Wait, what? Oh, not the REAL Elvis, you understand. Apparently, there is going to be a night of fake stars showering over our glittery city. Imitation Elvis, non-genuine Linda Ronstadt, fake Frank Sinatra, and here's the surprise - a real, honest-to-goodness ersatz Roy Orbison. Wink, wink.
You know, the way things are going for her career these days, they probably could have gotten the real Linda Ronstadt for a few dollars more. But it's going to be fake-it night, so we go with the impostors.
You know, what the heck. Elvis impersonators started working fifteen minutes after the ambulance left Graceland that sad August afternoon, so it's a boon to the economy for jumpsuit makers and silk scarf salespeople. I have heard of Sinatra impersonators, although it must be difficult to find people willing to sing that far off key. The Orbison thing, now that would be someone I might be willing to pay to see.
This evening of entertainment will be just that. People will plunk down their cash for a night of fun and music and memories, and it's all good. I'm sure they'll get their money's worth.

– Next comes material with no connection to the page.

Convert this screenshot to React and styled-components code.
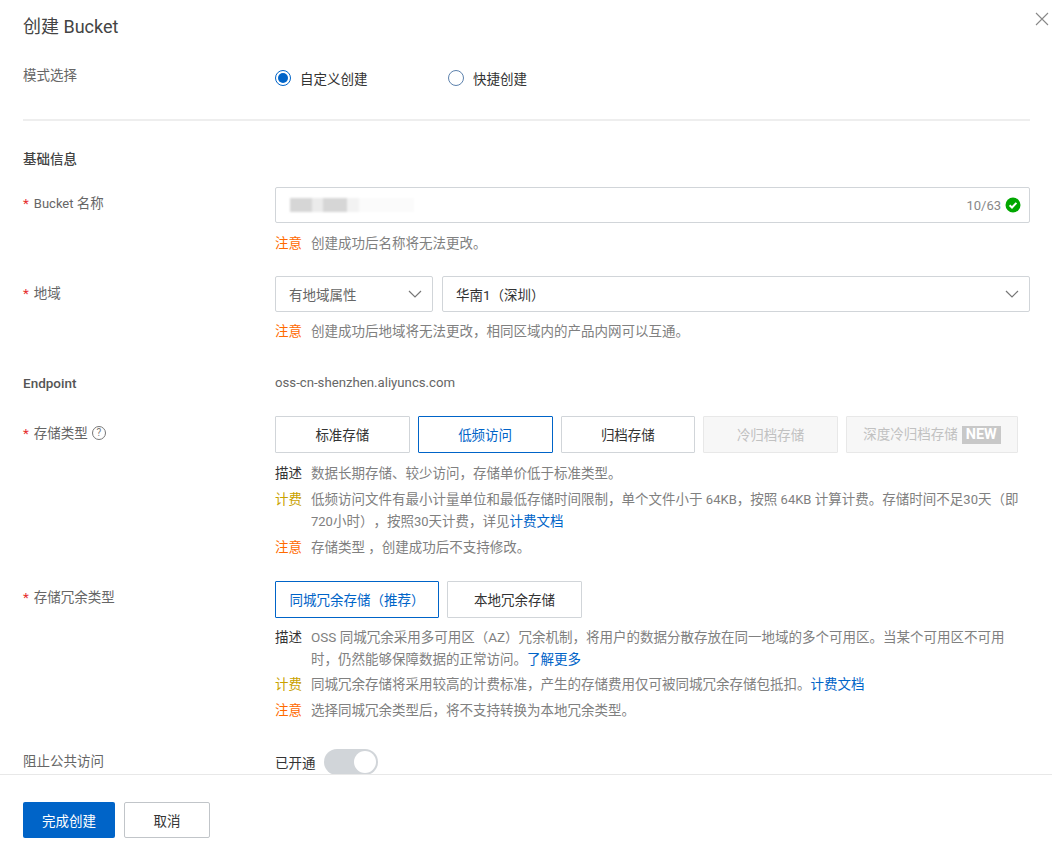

On the other side of the ledger we find an entry marked "William G. Hillar." Hillar (left) is 66, and if he has questions about 67 and 68, they will be answered for him in jail. He is headed to the Ironbar Hilton for 21 months, because he went around claiming to be a colonel in the Army Special Forces, and that his daughter had been kidnapped into the skin trade by our godless enemies. And he claimed to have been all over the world as an advisor and freedom fighter and etc and so forth and so on and people lined up to hire him to speak to their groups.
Turns out, he was a radarman in the Coast Guard Reserves, which is an honorable position, but a few notches down from Special Forces colonel. Turns out, his daughter is still alive, and living about as far away as one can be from her father's home in Millersville MD (home also to the world famous Hub Cap City): she lives in Oregon.
But you have to love what his public defender said in court. His mouthpiece was the noted barrister Gary W. Christopher, said:
"They didn't hire him because of his made-up celebrity," the lawyer said. "They hired him because he packed the house. … At the end of the day, his stories had value."
How about this? "I'll tell you what. We'll tell Fred you were doing a great job taking care of his honesty, but you parked it out back last night and this morning... it was gone. We report it as stolen to the police. D-Day takes care of the wreck. Your brother's insurance company buys him a new car!"
Will that work?
Hey, it's gotta work better than the truth!
Thank you, Animal House. Maybe they'll show that one night for Movie Night in the Big House!